People

Michel Costa

Michel Costa studied mechanical engineering at the Center d'Etudes Superieures des Techniques Industrielles and in 1972 joined Chrysler France to work as a development engineer at the company's test center. He became its manager and stayed there until 1980 when he decided that he wanted to go racing and designed and built his own Formula Renault car. This led to an invitation to join the AGS as assistant designer to Christian Vanderpleyn and the two worked together throughout the early 1980s as the team raced in Formula 2 and planned an F1 program. Money was a problem but in 1986 the AGS-Motori Moderni JH21C - the first F1 car - was built up around an old Renault Sport monocoque which the team had acquired. The car was revised in 1987 as the JH22 and, fitted with a Ford Cosworth engine, things began to improve.In 1988 the JH23 was a lot better but in August that year Costa, Vanderpleyn and team manager Frederic Dhainhaut quit the team en masse to go to work for Enzo Coloni in Italy. Vanederpleyn and Costa designed the Coloni C3 which was driven by Roberto Moreno and Pierre-Henri Raphanel. The car was not bad but with pre-qualifying necessary it rarely made it into the races and at the end of the year the three Frenchmen departed Coloni.In the course of 1989 AGS was sold to French businessman Cyril de Rouvre and in the autumn he hired Costa as technical director.

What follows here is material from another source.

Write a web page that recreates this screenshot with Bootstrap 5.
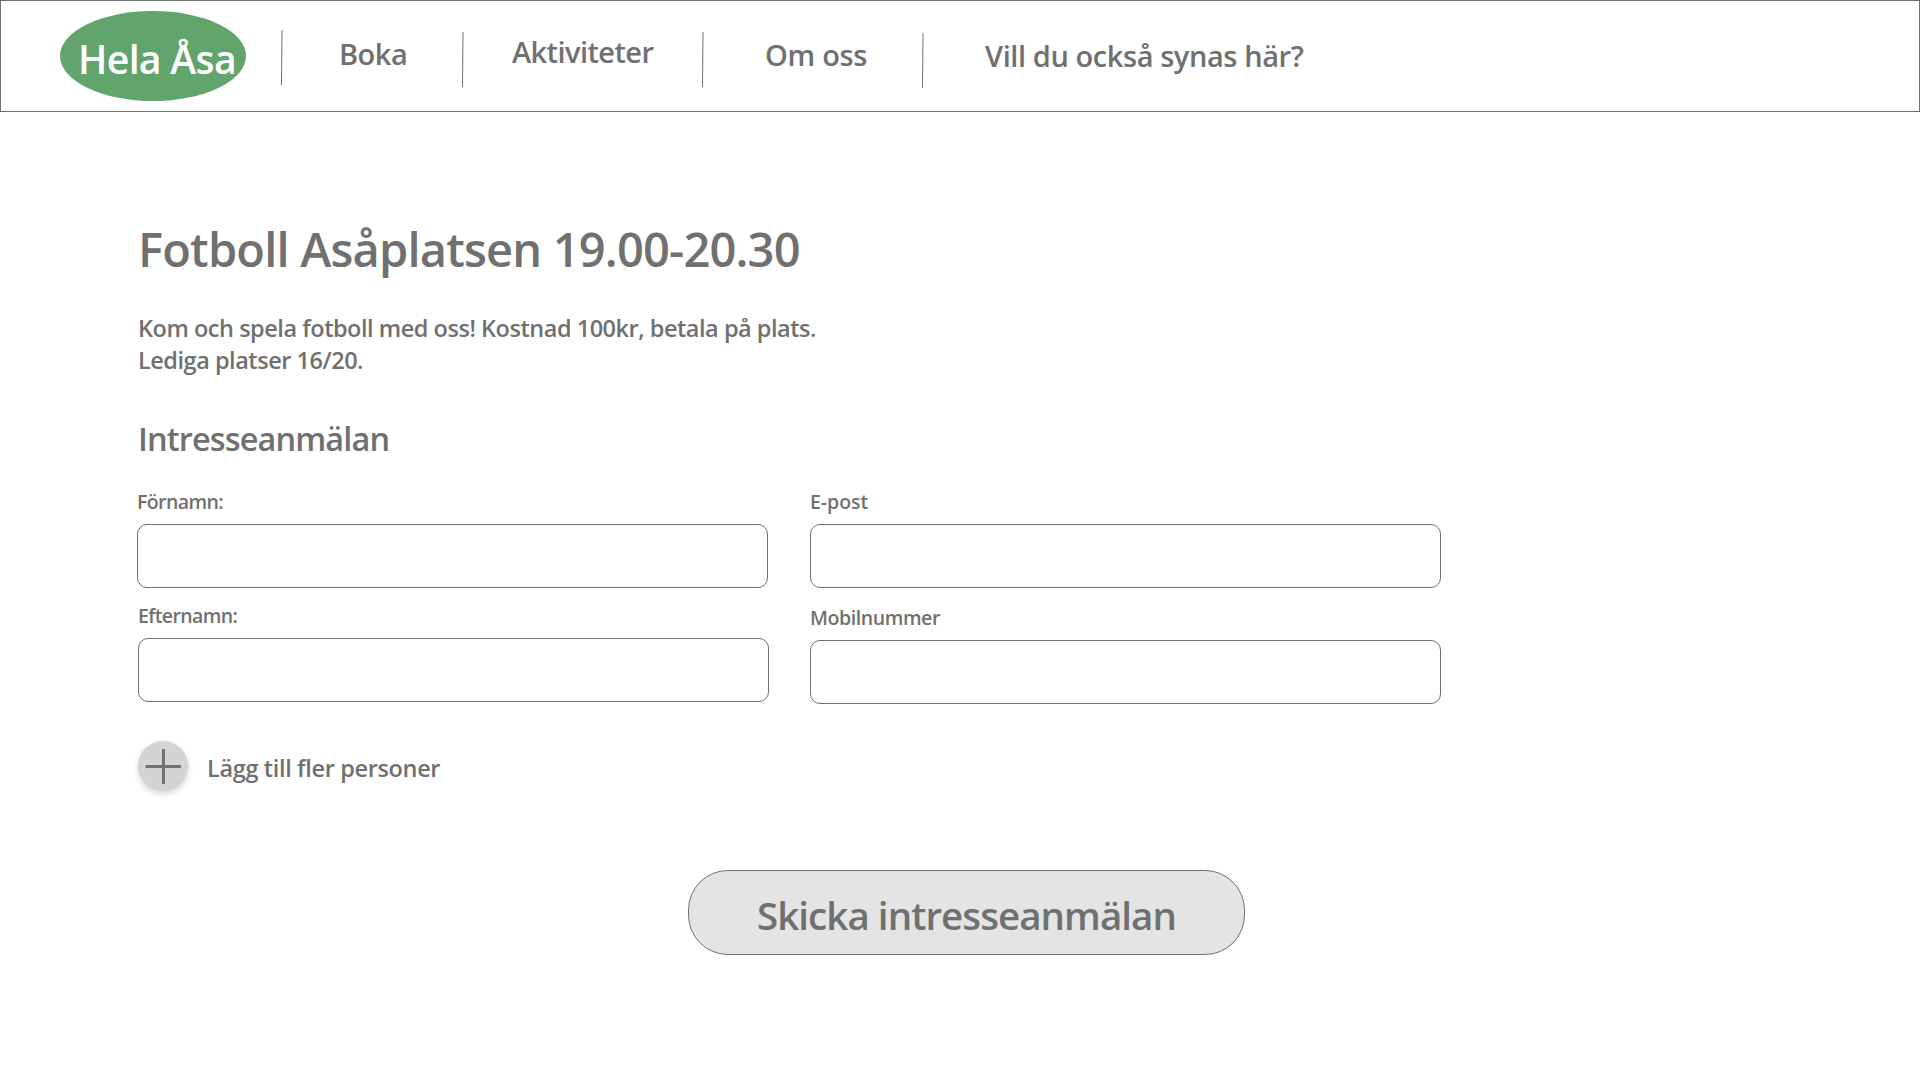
<!DOCTYPE html>
<html lang="sv">
<head>
<meta charset="utf-8">
<meta name="viewport" content="width=device-width, initial-scale=1">
<title>Hela Åsa</title>
<link href="https://cdn.jsdelivr.net/npm/bootstrap@5.3.0/dist/css/bootstrap.min.css" rel="stylesheet">
<style>
  :root { --ink: #707070; }
  body { font-family: "Open Sans", "Noto Sans", sans-serif; font-weight: 600; color: var(--ink); background: #fff; }

  .site-bar { height: 112px; border: 1px solid var(--ink); }
  .brand-oval { width: 186px; height: 90px; margin: 10px 35px 0 59px; padding: 21px 0 0 18px; border-radius: 50%; background: #61a56d; font-size: 39.2px; letter-spacing: -.7px; line-height: 54px; white-space: nowrap; }
  .site-bar .nav-link { padding: 0; font-size: 29px; line-height: 40px; color: var(--ink); white-space: nowrap; }
  .divider { width: 2px; height: 55px; flex: none; margin-top: 31px; }
  .divider-first { margin-top: 29px; }
  .divider-last { margin-top: 32px; }
  .site-bar .link-boka { width: 179px; padding: 33px 0 0 56px; letter-spacing: -.5px; }
  .site-bar .link-akt { width: 238px; padding: 31px 0 0 48px; letter-spacing: -.58px; }
  .site-bar .link-om { width: 218px; padding: 34px 0 0 61px; letter-spacing: -.3px; }
  .site-bar .link-syns { padding: 35px 0 0 61px; letter-spacing: -.42px; }

  .page { padding: 107px 0 0 137px; }
  .page h1 { font-size: 47px; font-weight: 600; line-height: 60px; letter-spacing: -.81px; margin: 0 0 33px 1px; }
  .intro { font-size: 23.5px; line-height: 32px; letter-spacing: -.47px; margin: 0 0 41px 1px; }
  .page h2 { font-size: 32.5px; font-weight: 600; line-height: 44px; letter-spacing: -.88px; margin: 0 0 28px 1px; }
  .fields { gap: 41px; height: 252px; }
  .field-col { width: 632px; }
  .fields .form-label { display: block; font-size: 19.5px; line-height: 26px; letter-spacing: -.6px; margin: 0 0 9px; }
  .fields .label-epost { letter-spacing: -.05px; }
  .fields .label-mobil { letter-spacing: -.42px; }
  .fields .form-control { width: 631px; height: 64px; border: 1px solid var(--ink); border-radius: 10px; }
  .field-gap { margin-top: 15px; }
  .nudge-start { padding-left: 1px; }
  .nudge-top { padding-top: 2px; }
  .add-btn { width: 50px; height: 50px; border-radius: 50%; background: #d5d3d4; box-shadow: 0 3px 6px rgba(0,0,0,.16); }
  .add-text { font-size: 23.5px; line-height: 32px; letter-spacing: -.35px; margin: 4px 0 0 19px; }
  .send-btn { width: 557px; height: 85px; margin: 79px 0 0 551px; padding: 4px 0 0; border: 1px solid var(--ink); border-radius: 40px; background: #e4e4e4; color: var(--ink); font-size: 38.5px; font-weight: 600; line-height: 50px; letter-spacing: -.94px; }
</style>
</head>
<body>
<header class="site-bar">
  <nav class="d-flex align-items-start">
    <a class="brand-oval text-white text-decoration-none" href="#">Hela Åsa</a>
    <svg class="divider divider-first" viewBox="0 0 2 55"><path d="M1 0L.5 55" stroke="#707070"/></svg>
    <a class="nav-link link-boka" href="#">Boka</a>
    <svg class="divider" viewBox="0 0 2 55"><path d="M1 0L.5 55" stroke="#707070"/></svg>
    <a class="nav-link link-akt" href="#">Aktiviteter</a>
    <svg class="divider" viewBox="0 0 2 55"><path d="M1 0L.5 55" stroke="#707070"/></svg>
    <a class="nav-link link-om" href="#">Om oss</a>
    <svg class="divider divider-last" viewBox="0 0 2 55"><path d="M1 0L.5 55" stroke="#707070"/></svg>
    <a class="nav-link link-syns" href="#">Vill du också synas här?</a>
  </nav>
</header>
<main class="page">
  <h1>Fotboll Asåplatsen 19.00-20.30</h1>
  <p class="intro">Kom och spela fotboll med oss! Kostnad 100kr, betala på plats.<br>Lediga platser 16/20.</p>
  <h2>Intresseanmälan</h2>
  <form>
    <div class="fields d-flex">
      <div class="field-col">
        <label class="form-label" for="fornamn">Förnamn:</label>
        <input class="form-control" id="fornamn" type="text">
        <div class="field-gap nudge-start">
          <label class="form-label" for="efternamn">Efternamn:</label>
          <input class="form-control" id="efternamn" type="text">
        </div>
      </div>
      <div class="field-col">
        <label class="form-label label-epost" for="epost">E-post</label>
        <input class="form-control" id="epost" type="email">
        <div class="field-gap nudge-top">
          <label class="form-label label-mobil" for="mobil">Mobilnummer</label>
          <input class="form-control" id="mobil" type="tel">
        </div>
      </div>
    </div>
    <div class="d-flex align-items-center nudge-start">
      <button class="add-btn btn p-0 border-0 d-flex" type="button" aria-label="Lägg till">
        <svg width="50" height="50" viewBox="0 0 50 50"><path d="M7.5 25.5H43M25.5 8v35" stroke="#707070" stroke-width="3"/></svg>
      </button>
      <span class="add-text">Lägg till fler personer</span>
    </div>
    <button class="btn send-btn" type="button">Skicka intresseanmälan</button>
  </form>
</main>
<script src="https://cdn.jsdelivr.net/npm/bootstrap@5.3.0/dist/js/bootstrap.bundle.min.js"></script>
</body>
</html>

Costa designed the JH25 for the 1990 season and while the team moved into a purpose-built factory at the Circuit du Luc things started to go wrong despite the fact that the JH25 did eventually manage to escape pre-qualifying on occasion, notably in Spain where Yannick Dalmas went on to finish ninth.De Rouvre was running short of money and beginning to lose interest and in 1991 Costa's JH26 was not built, the team being forced to rely on the old JH25s. The team eventually went into receivership and was bought by Italians Patrizio Cantu and Gabriele Raffanelli who immediately replaced Costa with his old colleague Vanderpleyn. In 1992 Costa joined the ill-fated Andrea Moda Formula F1 team to oversee the development of the Simtek-built cars but it quickly became clear that the team would not be successful and he departed.Costa remained involved in the sport working, in the late 1990s, with Gerard Larrousse in a sportscar program.